AIM OF THE EXERCISE: In the material below, find every line with "styles" and pull it out.

-- Start --

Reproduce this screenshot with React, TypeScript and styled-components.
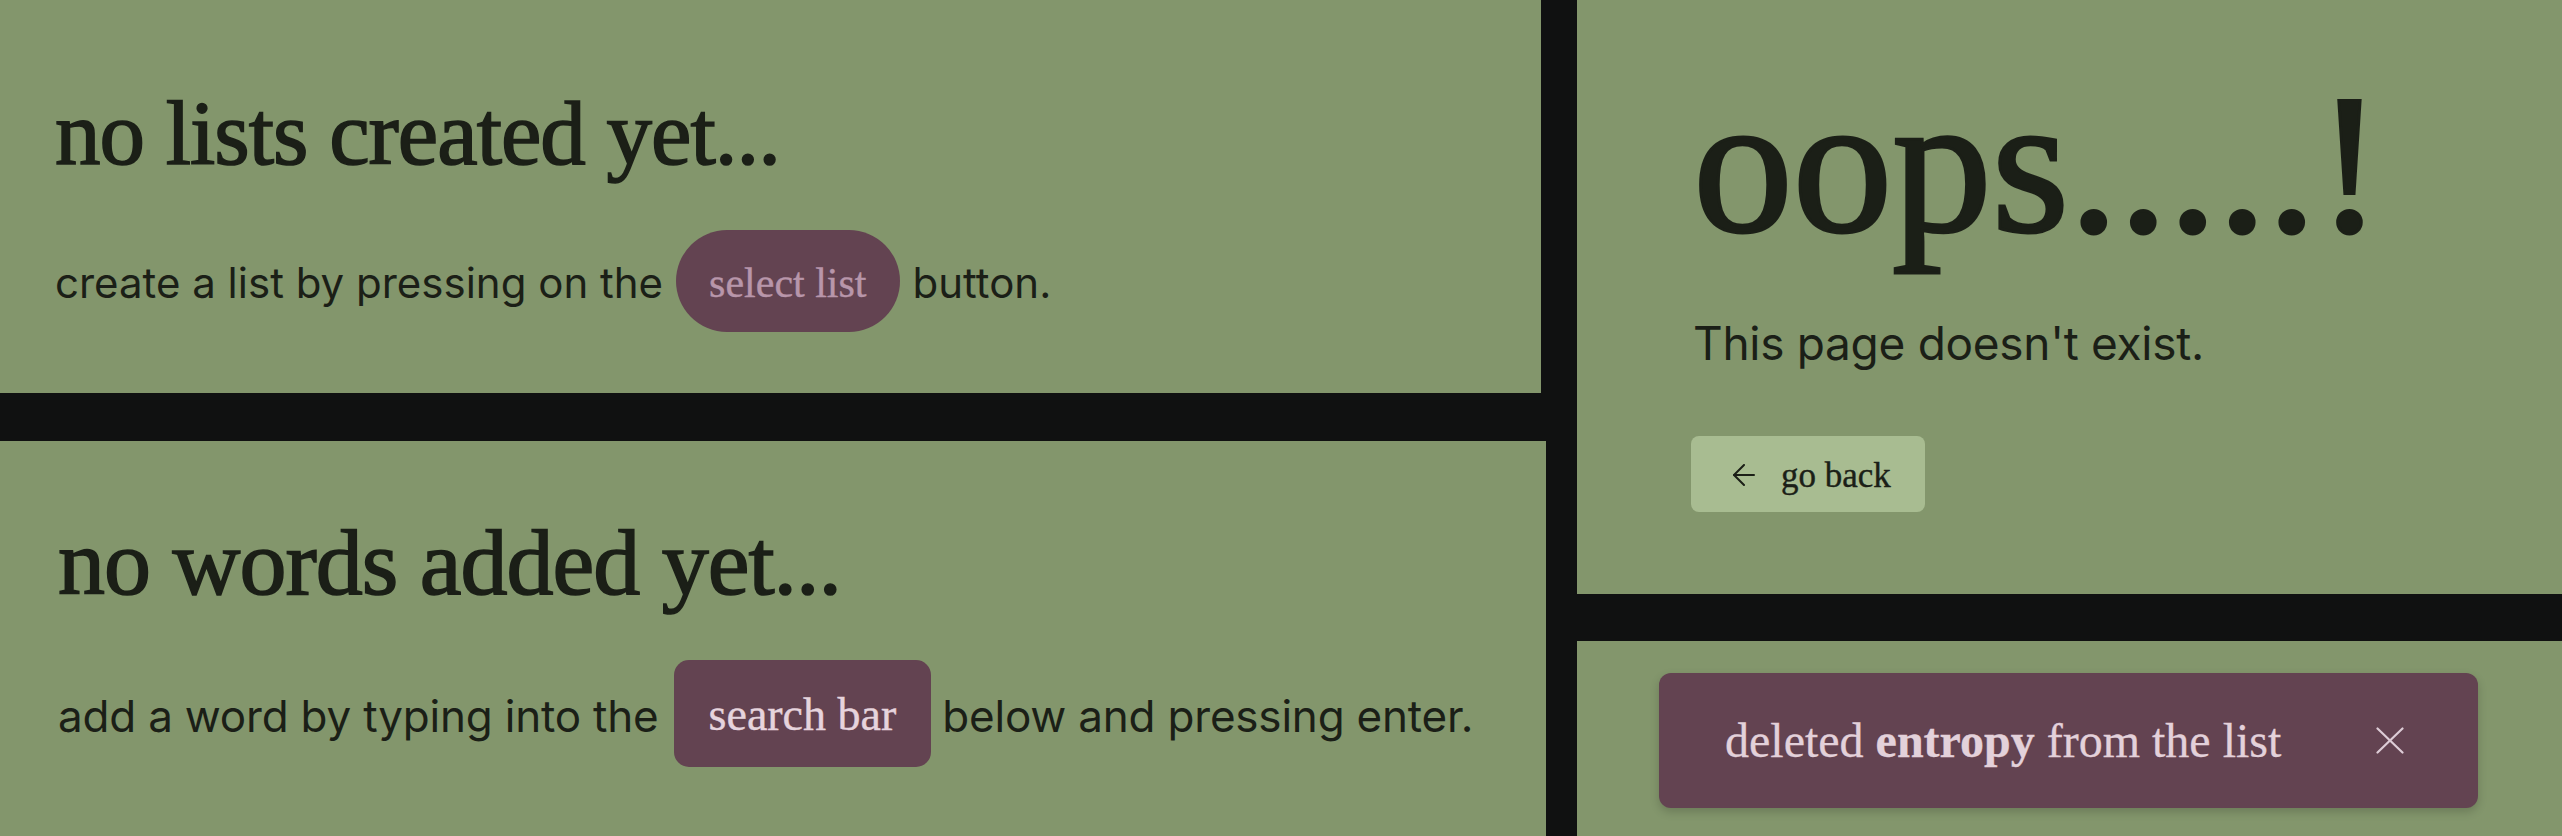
import React from "react";
import styled, { createGlobalStyle } from "styled-components";

const serif = `"Liberation Serif", "DejaVu Serif", serif`;
const sans = `"Inter", "Noto Sans", "Liberation Sans", sans-serif`;

const GlobalStyle = createGlobalStyle`
  html, body {
    margin: 0;
    padding: 0;
    background: #101111;
  }
  #root {
    width: 2562px;
    height: 836px;
    overflow: hidden;
  }
`;

const Board = styled.div`
  display: flex;
  width: 2562px;
  height: 836px;
  background: #101111;
  overflow: hidden;
`;

const LeftColumn = styled.div`
  display: flex;
  flex-direction: column;
  gap: 48px;
  width: 1546px;
  flex: none;
`;

const RightColumn = styled.div`
  display: flex;
  flex-direction: column;
  gap: 47px;
  margin-left: 31px;
  flex: 1;
  min-width: 0;
`;

const Panel = styled.section<{ $w?: string; $h: number; $pt: number; $pl: number }>`
  box-sizing: border-box;
  width: ${(p) => p.$w ?? "100%"};
  height: ${(p) => p.$h}px;
  flex: none;
  background: #83966c;
  padding: ${(p) => p.$pt}px 0 0 ${(p) => p.$pl}px;
  display: flex;
  flex-direction: column;
  align-items: flex-start;
  color: #1b1f17;
`;

const Heading = styled.h1<{ $size: number; $mb: number }>`
  margin: 0 0 ${(p) => p.$mb}px;
  font-family: ${serif};
  font-weight: 400;
  font-size: ${(p) => p.$size}px;
  line-height: 1;
  letter-spacing: -1px;
  -webkit-text-stroke: 1.6px #1b1f17;
  white-space: nowrap;
`;

const Hint = styled.div<{ $size: number; $h: number; $ls?: number }>`
  display: flex;
  align-items: center;
  height: ${(p) => p.$h}px;
  font-family: ${sans};
  font-size: ${(p) => p.$size}px;
  letter-spacing: ${(p) => p.$ls ?? 0}px;
  line-height: 1;
  padding-top: 4px;
  white-space: pre;
`;

const Chip = styled.span<{ $pill?: boolean; $h: number; $size: number; $fg: string; $ml: number; $mr: number }>`
  display: inline-flex;
  align-items: center;
  box-sizing: border-box;
  height: ${(p) => p.$h}px;
  margin: -4px ${(p) => p.$mr}px 0 ${(p) => p.$ml}px;
  padding: 3px ${(p) => (p.$pill ? 33 : 35)}px 0;
  border-radius: ${(p) => (p.$pill ? `${p.$h / 2}px` : "15px")};
  background: #634351;
  color: ${(p) => p.$fg};
  font-family: ${serif};
  font-size: ${(p) => p.$size}px;
  letter-spacing: 0;
  line-height: 1;
  -webkit-text-stroke: 0.4px ${(p) => p.$fg};
`;

const Oops = styled.h1`
  margin: 0 0 56px;
  font-family: ${serif};
  font-weight: 400;
  font-size: 200px;
  line-height: 1;
  letter-spacing: -0.5px;
  -webkit-text-stroke: 3px #1b1f17;
  white-space: nowrap;
`;

const Message = styled.p`
  margin: 0 0 70px;
  font-family: ${sans};
  font-size: 46px;
  line-height: 1;
  letter-spacing: -0.3px;
  white-space: nowrap;
`;

const BackButton = styled.button`
  display: flex;
  align-items: center;
  gap: 26px;
  box-sizing: border-box;
  height: 76px;
  width: 234px;
  padding: 2px 0 0 42px;
  margin-left: -2px;
  border: none;
  border-radius: 8px;
  background: #a8bc91;
  color: #1b1f17;
  font-family: ${serif};
  font-size: 35px;
  line-height: 1;
  -webkit-text-stroke: 0.4px #1b1f17;
  cursor: pointer;
`;

const Toast = styled.div`
  box-sizing: border-box;
  display: flex;
  align-items: center;
  justify-content: space-between;
  width: 819px;
  height: 135px;
  margin: 32px 0 0 82px;
  padding: 0 74px 0 66px;
  border-radius: 12px;
  background: #634351;
  box-shadow: 0 4px 10px rgba(0, 0, 0, 0.18);
  color: #e3d1da;
  font-family: ${serif};
  font-size: 48px;
  line-height: 1;
  -webkit-text-stroke: 0.3px #e3d1da;
  white-space: pre;
`;

const Close = styled.button`
  display: flex;
  padding: 0;
  border: none;
  background: transparent;
  color: #ddccd6;
  cursor: pointer;
`;

const ArrowLeft = () => (
  <svg width="22" height="22" viewBox="0 0 22 22" fill="none" stroke="currentColor" strokeWidth="2" strokeLinecap="round" strokeLinejoin="round">
    <path d="M21 11H1" />
    <path d="M11 1 1 11l10 10" />
  </svg>
);

const CloseIcon = () => (
  <svg width="28" height="27" viewBox="0 0 28 27" fill="none" stroke="currentColor" strokeWidth="2.2" strokeLinecap="round">
    <path d="M1.5 1.5 26.5 25.5" />
    <path d="M26.5 1.5 1.5 25.5" />
  </svg>
);

export default function App() {
  return (
    <>
      <GlobalStyle />
      <Board>
        <LeftColumn>
          <Panel $w="1541px" $h={393} $pt={88} $pl={55}>
            <Heading $size={91} $mb={49}>no lists created yet...</Heading>
            <Hint $size={42} $h={102}>
              create a list by pressing on the
              <Chip $pill $h={102} $size={42} $fg="#b896aa" $ml={13} $mr={13}>select list</Chip>
              button.
            </Hint>
          </Panel>
          <Panel $h={395} $pt={74} $pl={58}>
            <Heading $size={94} $mb={49}>no words added yet...</Heading>
            <Hint $size={44} $h={107} $ls={-0.2}>
              add a word by typing into the
              <Chip $h={107} $size={46} $fg="#e6d4dd" $ml={15} $mr={11}>search bar</Chip>
              below and pressing enter.
            </Hint>
          </Panel>
        </LeftColumn>
        <RightColumn>
          <Panel $h={594} $pt={64} $pl={116}>
            <Oops>oops.....!</Oops>
            <Message>This page doesn't exist.</Message>
            <BackButton>
              <ArrowLeft />
              go back
            </BackButton>
          </Panel>
          <Panel $h={195} $pt={0} $pl={0}>
            <Toast>
              <span>
                deleted <b>entropy</b> from the list
              </span>
              <Close aria-label="dismiss">
                <CloseIcon />
              </Close>
            </Toast>
          </Panel>
        </RightColumn>
      </Board>
    </>
  );
}
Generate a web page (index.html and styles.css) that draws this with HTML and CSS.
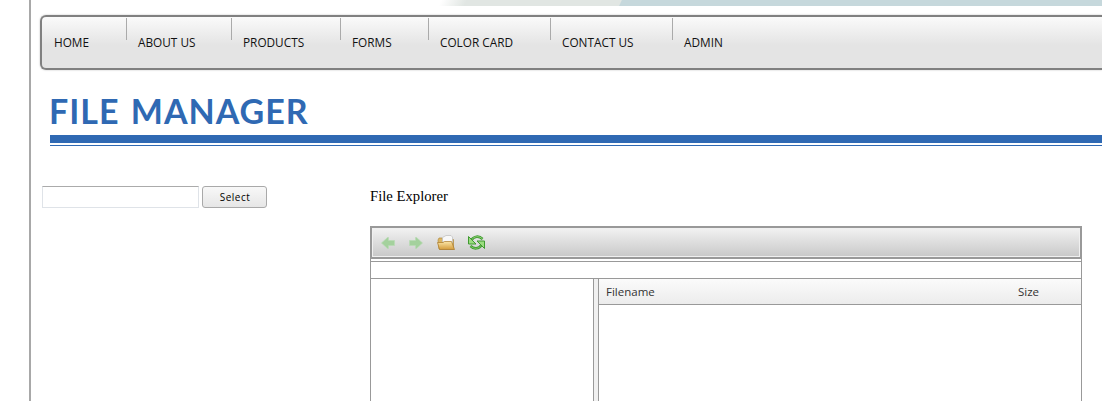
FILE: index.html
```html
<!DOCTYPE html>
<html lang="en">

<head>
  <meta charset="UTF-8" />
  <title>File Manager</title>
  <link rel="stylesheet" href="styles.css">
</head>

<body>
  <div class="page">
    <div class="banner"></div>

    <!-- Main menu -->
    <ul class="nav">
      <li class="home"><a>HOME</a></li>
      <li class="about"><a>ABOUT US</a></li>
      <li class="products"><a>PRODUCTS</a></li>
      <li class="forms"><a>FORMS</a></li>
      <li class="color"><a>COLOR CARD</a></li>
      <li class="contact"><a>CONTACT US</a></li>
      <li class="admin"><a>ADMIN</a></li>
    </ul>

    <div class="title">
      <h1>FILE MANAGER</h1>
    </div>

    <div class="content">
      <div class="picker">
        <input type="text" class="picker-input" />
        <button class="picker-btn">Select</button>
      </div>

      <div class="explorer">
        <p class="explorer-label">File Explorer</p>

        <div class="window">
          <div class="toolbar">
            <svg class="tool tool-back" width="14" height="12" viewBox="0 0 14 12">
              <path d="M0.5 6 L6.5 0.5 H7.5 V3.5 H13.5 V8.5 H7.5 V11.5 H6.5 Z" fill="#a4d19d" stroke="#b9dbb4" stroke-width="0.7" />
            </svg>
            <svg class="tool tool-forward" width="14" height="12" viewBox="0 0 14 12">
              <path d="M13.5 6 L7.5 0.5 H6.5 V3.5 H0.5 V8.5 H6.5 V11.5 H7.5 Z" fill="#a4d19d" stroke="#b9dbb4" stroke-width="0.7" />
            </svg>
            <svg class="tool tool-open" width="18" height="15" viewBox="0 0 18 15">
              <defs>
                <linearGradient id="folder" x1="0" y1="0" x2="0" y2="1">
                  <stop offset="0" stop-color="#fbe6a8" />
                  <stop offset="1" stop-color="#d49c3c" />
                </linearGradient>
              </defs>
              <path d="M1 5 L2 3 H5 L6 4.5 H16.5 V14 H2 Z" fill="#dcb663" stroke="#b28a3c" stroke-width="0.7" />
              <path d="M5.5 7 V2.5 L9 0.5 H14 L15.5 2 V8 Z" fill="#f8f8f8" stroke="#bdbdbd" stroke-width="0.7" />
              <path d="M0.5 7.5 H6 L7.5 6.5 H14.5 L17.5 14.5 H2.5 Z" fill="url(#folder)" stroke="#a9782a" stroke-width="0.7" />
            </svg>
            <svg class="tool tool-refresh" width="17" height="17" viewBox="0 0 17 17">
              <path d="M3.5 6 C6 2 11 1.5 14.5 5" fill="none" stroke="#3f9a30" stroke-width="2.6" />
              <path d="M3.5 6 C6 2 11 1.5 14.5 5" fill="none" stroke="#8fd276" stroke-width="1" />
              <path d="M0.5 2.5 V10 H8 Z" fill="#9bdc80" stroke="#3f9a30" stroke-width="1" />
              <path d="M13.5 11 C11 15 6 15.5 2.5 12" fill="none" stroke="#3f9a30" stroke-width="2.6" />
              <path d="M13.5 11 C11 15 6 15.5 2.5 12" fill="none" stroke="#7cc862" stroke-width="1" />
              <path d="M16.5 14.5 V7 H9 Z" fill="#9bdc80" stroke="#3f9a30" stroke-width="1" />
            </svg>
          </div>

          <div class="pathbar"></div>

          <div class="panes">
            <div class="tree"></div>
            <div class="splitter"></div>
            <div class="files">
              <div class="files-head">
                <span class="col-name">Filename</span>
                <span class="col-size">Size</span>
              </div>
            </div>
          </div>
        </div>
      </div>
    </div>
  </div>
</body>

</html>
```

FILE: styles.css
```css
html,
body {
  margin: 0;
  padding: 0;
  height: 401px;
  overflow: hidden;
  background: #fff;
}

body {
  font-family: "Open Sans", sans-serif;
  color: #222;
}

.page {
  height: 401px;
  margin-left: 29px;
  border-left: 2px solid #a8a8a8;
  box-sizing: border-box;
  overflow: hidden;
}

.banner {
  height: 6px;
  margin-bottom: 9px;
  background: linear-gradient(115deg, #fff 372px, #e1e6e3 395px, #e1e6e3 535px, #c6d8dc 536px);
}

/* menu */
.nav {
  list-style: none;
  display: flex;
  box-sizing: border-box;
  height: 55px;
  margin: 0 0 0 9px;
  padding: 1px 0 0;
  border: 2px solid #808080;
  border-right: 0;
  border-radius: 6px 0 0 6px;
  background: linear-gradient(#fafafa, #e4e4e4 55%, #e4e4e4);
  box-shadow: 0 0 2px #bbb;
}

.nav li {
  box-sizing: border-box;
  padding: 16px 0 0 12px;
  background: linear-gradient(#aaa, #aaa) left top / 1px 22px no-repeat;
  font-size: 11.8px;
  line-height: 17px;
  color: #111;
  white-space: nowrap;
}

.nav li.home {
  background: none;
  width: 84px;
}

.nav li.about { width: 105px; }
.nav li.products { width: 109px; }
.nav li.forms { width: 88px; }
.nav li.color { width: 122px; }
.nav li.contact { width: 122px; }

/* heading */
.title {
  margin: 23px 0 0 19px;
  border-bottom: 1px solid #2f69b3;
}

.title h1 {
  margin: 0 0 2px;
  padding: 0 0 7px;
  height: 35px;
  font-family: Lato, sans-serif;
  font-size: 34px;
  font-weight: 700;
  line-height: 35px;
  letter-spacing: 1px;
  word-spacing: 2px;
  text-indent: -1px;
  color: #2f69b3;
  border-bottom: 8px solid #2f69b3;
}

/* page body */
.content {
  display: flex;
  margin: 40px 0 0 11px;
}

.picker {
  display: flex;
  align-items: flex-start;
  width: 328px;
  gap: 3px;
}

.picker-input {
  box-sizing: border-box;
  width: 157px;
  height: 22px;
  margin: 0;
  padding: 0;
  border: 1px solid #dfe3e8;
  border-top-color: #ababab;
  background: #fff;
}

.picker-btn {
  box-sizing: border-box;
  width: 65px;
  height: 22px;
  margin: 0;
  padding: 0 0 0 1px;
  border: 1px solid #a9a9a9;
  border-radius: 3px;
  background: linear-gradient(#f8f8f8, #e6e6e6);
  font-family: "Open Sans", sans-serif;
  font-size: 10px;
  letter-spacing: 0.5px;
  color: #000;
}

.explorer {
  width: 712px;
}

.explorer-label {
  margin: 0 0 19px;
  font-family: "Liberation Serif", serif;
  font-size: 14.7px;
  line-height: 21px;
  color: #000;
}

/* file explorer window */
.window {
  border: 1px solid #999;
  border-top: 0;
}

.toolbar {
  display: flex;
  align-items: center;
  box-sizing: border-box;
  height: 33px;
  margin: 0 -1px;
  padding: 0 0 0 9px;
  border: 2px solid #999;
  background: linear-gradient(#f2f2f2, #c8c8c8);
  box-shadow: inset 0 0 0 1px #f0f0f0;
}

.tool {
  flex: none;
}

.tool-forward { margin-left: 14px; }
.tool-open { margin-left: 14px; }
.tool-refresh { margin-left: 13px; }

.pathbar {
  height: 16px;
  margin-top: 2px;
  border-top: 1px solid #999;
  border-bottom: 1px solid #999;
}

.panes {
  display: flex;
  height: 130px;
}

.tree {
  width: 222px;
}

.splitter {
  box-sizing: border-box;
  width: 6px;
  border-left: 1px solid #999;
  border-right: 1px solid #999;
  background: #f0f0f0;
}

.files {
  flex: 1;
}

.files-head {
  display: flex;
  box-sizing: border-box;
  height: 26px;
  border-bottom: 1px solid #999;
  background: linear-gradient(#fbfbfb, #ececec);
  font-size: 11.5px;
  line-height: 25px;
  color: #333;
}

.col-name {
  width: 412px;
  padding-left: 7px;
}
```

-- End --

CORRECT OUTPUT:
Generate a web page (index.html and styles.css) that draws this with HTML and CSS.
  <link rel="stylesheet" href="styles.css">
FILE: styles.css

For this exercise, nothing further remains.